A ‘target’ in the probe
In May, The New York Times reported: “The investigation into reporting by David E. Sanger of The Times, about efforts to sabotage the Iranian nuclear program, appears to be one of the most active inquiries.”
NBC said that retired Marine Gen. James E. Cartwright, former vice chairman of the Joint Chiefs of Staff and one of Mr. Obama’s closest military advisers, was a “target” in the probe — a designation that often means the Justice Department plans to indict the person.
Gen. Cartwright retired in August 2011.
Mr. Donilon, the national security adviser, submitted his resignation in June and left the post last month.
More than any previous president, Mr.
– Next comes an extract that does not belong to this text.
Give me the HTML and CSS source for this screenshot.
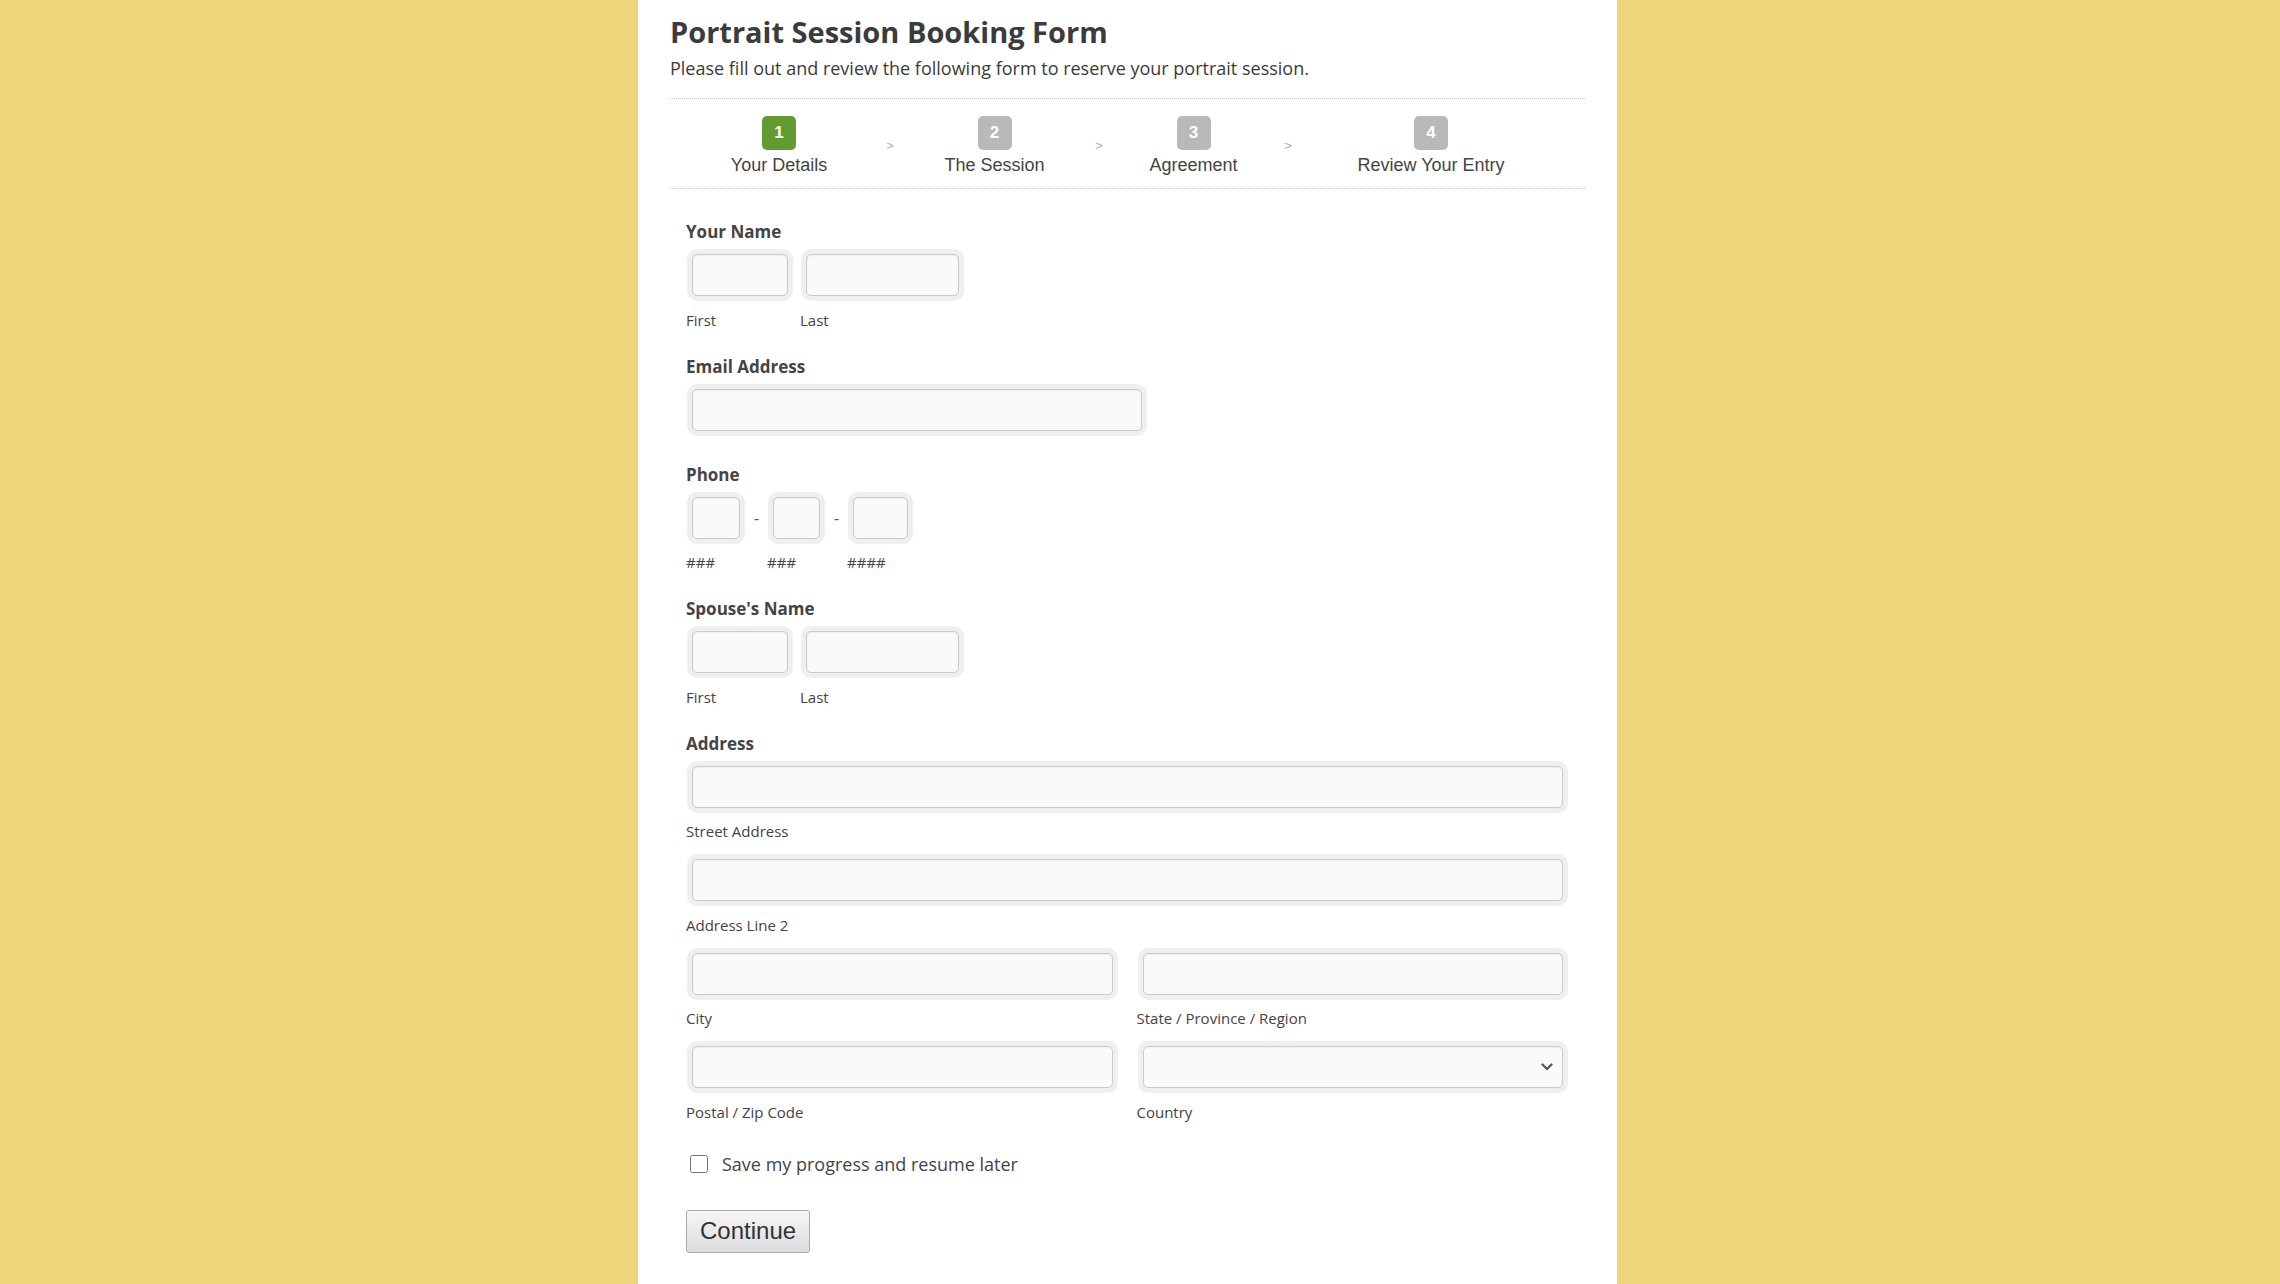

Obama has aggressively gone after leakers — in this case possibly members of his own inner circle.
The Justice Department took the unusual step of collecting data on phone calls to and from the Washington bureau of The Associated Press in an effort to find who leaked information about a foiled terrorist attack.
The Justice Department has charged two former CIA employees and one former National Security Agency worker with providing secrets to journalists. In all three of those cases, the FBI acquired the “smoking gun” by obtaining emails between the reporters and the leakers.